The New York Times reports that Trump’s unusual public apology to Kavanaugh is actually part of a broader strategy of using the battle over his confirmation to enrage and galvanize conservative voters in the midterm elections. Trump injected partisan politics into the swearing in of a justice who is supposed to remain neutral, for the explicit purpose of polarizing the country in ways he thinks will benefit his party.
Many observers have noted that Kavanaugh’s confirmation itself represent a triumph of minority rule, in two senses. Trump, who was elected with a minority of the national popular vote, has appointed two justices, Neil M. Gorsuch and now Kavanaugh, both of whom were confirmed by senators who represent a minority of the national population. Because of the Senate’s grossly unequal representation, its Republican majority reflects such a national minority.
As Michael Tomasky points out, with Clarence Thomas and Samuel A. Alito Jr., there are now four justices who were confirmed by senators representing a national minority, and if Trump gets to fill one more seat, a majority of the court will likely have been confirmed in this manner. All five will also have been chosen by presidents who initially ascended to the White House after losing the popular vote (though George W. Bush did win it during reelection).
One could, of course, reasonably explain some of this by pointing out that the Senate and the electoral college were designed as they were, and that the much more divided confirmations of recent justices reflect a broader trend, that is, hyperpolarization. But what happens if the minority rule gets worse from here?
Worse and worse?
In the midterms, it is possible Democrats could win the national popular vote in the House by up to five or six percentage points, but still fall short of winning control of the lower chamber. That is, in part, because of the geographically inefficient sorting of Democratic voters, but it is also very much because of Republican gerrymandering of House districts.
The political theorist Jacob Levy points out that if all this were to happen, then the political aspirations and values of a minority of Americans will dominate or have gone a long way towards shaping the White House, the Supreme Court, and both houses of Congress. Levy posits that one can still fundamentally accept many countermajoritarian aspects of our system while also finding such an across-the-board outcome deeply troubling. As Levy notes: “It’s a problem for democratic government if a majority can’t gain entry anywhere.”
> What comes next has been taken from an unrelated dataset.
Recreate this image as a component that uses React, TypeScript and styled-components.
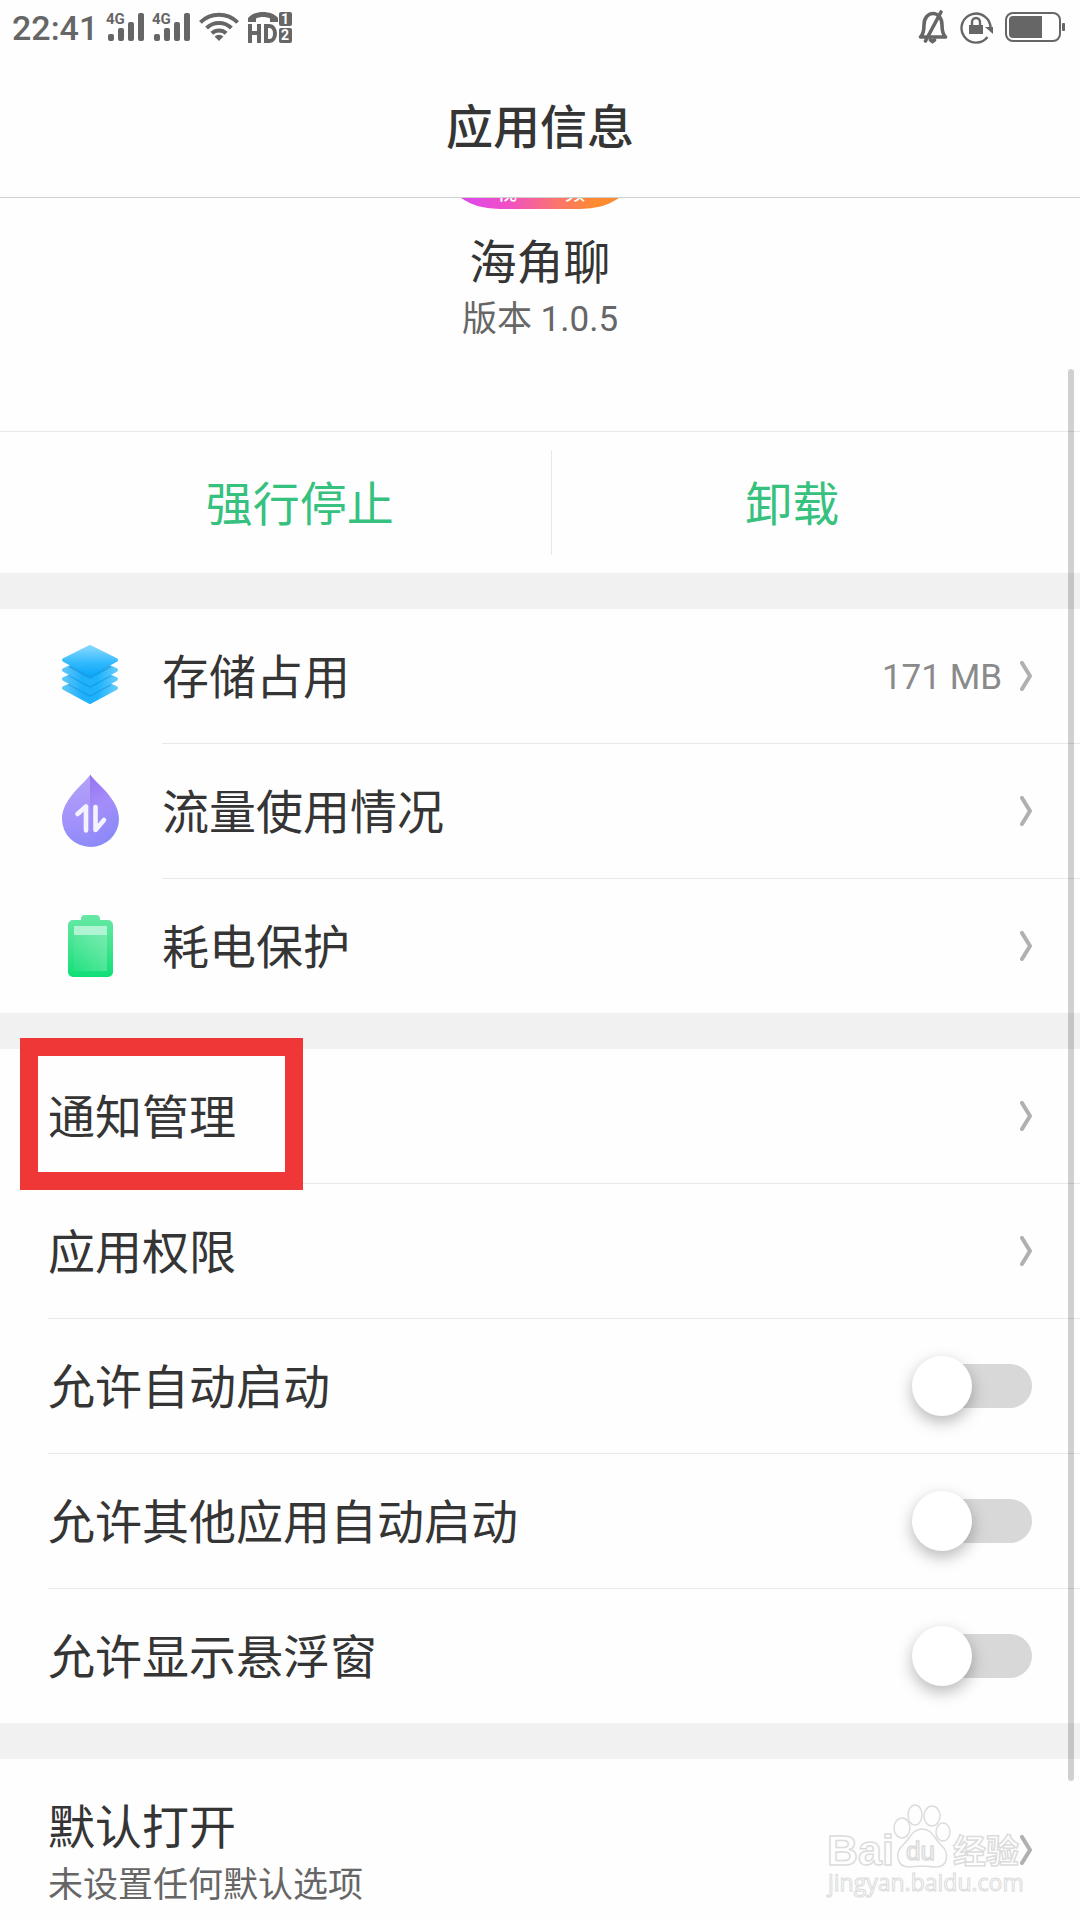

I’d like to suggest it could get even worse than this. The Supreme Court recently punted on stepping in to check partisan gerrymandering. But then-Justice Anthony M. Kennedy — who has now been replaced by Kavanaugh — appeared at least open to eventually adopting a standard that could limit that pernicious tactic, and most observers expect another gerrymandering case to make it to the high court soon.
But now, as election law scholar Rick Hasen has noted, the new conservative majority makes it even less likely that that the court will ever limit partisan map-rigging. As Hasen also suggests, that majority could be more likely to strike down nonpartisan map-drawing commissions, a tool for countering gerrymandering of congressional districts that Kennedy had voted to uphold (and which Kavanaugh might not).
All that could mean more gerrymandering into the next decade — and, possibly, more minority rule in the House. And this could go beyond gerrymandering. “If Kavanaugh votes like the other conservatives on the court,” Hasen told me on Tuesday, “I would expect him to uphold strict voter ID laws and other laws that make it harder to register to vote.”
To be clear, I think it is unlikely that Democrats will gain a sizable House popular vote win without ending up in control. Democrats may also win numerous governorships, which could help check future Congressional gerrymandering by GOP-controlled state legislatures. But the much worse longer-term outcome — coming after the Kavanaugh minority-rule debacle — is at least possible.
The real meaning of Trump/GOP attacks on “paid protesters”
In this larger context, the ongoing Trump and Republican attacks on ordinary Americans who opposed Kavanaugh become much uglier and more sinister. Trump’s claim of “paid protesters” has been echoed by top Republican senators, and the GOP has adopted a partywide message of depicting opposition to Kavanaugh as an “angry mob.” Trump has apologized to Kavanuagh for the behavior of those people “on behalf of the nation.”
But when Trump uses the term “nation,” it should be understood in the way that exclusionary populist demagogues (of which Trump is one) generally employ such formulations: Trump is, in effect, defining the nation to exclude the Americans who are deeply troubled by Kavanaugh, the charges against him, and the larger debate it encompasses. (This is also the subtext of Trump’s blithe dismissal of the charges against Kavanaugh as a “hoax.”) As Will Wilkinson has argued, such populism is fundamentally anti-democratic because it implicitly or explicitly limits who counts as “the people” who are said to possess legitimate political sovereignty.
Trump’s populism is ethno-nationalist, but put that aside for now: When Trump derides opposition to Kavanaugh as having been “paid,” he is saying the opposition to him is not politically legitimate, that it sits outside the “nation” in whose name Trump apologized to him. It is no accident that Trump, conservative commentators and other Republicans are claiming the protesters were paid by the same George Soros who had a starring role in Trump’s 2016 closing ad, which was the perfect expression of this type of exclusionary populist demagoguery.
The ultimate irony to all this is that the public backlash to Kavanaugh is, no doubt, partly rooted in anger over this ongoing display of minority rule — a minority-supported president picks justices confirmed by senators representing a minority of Americans — and in widespread feelings of deep helplessness over it. In choosing to continue feeding this polarization, Trump is rubbing the faces of millions of those angry Americans in that helplessness — he’s rubbing their faces in his and the GOP’s minority-rule triumphs. And he may only be getting started.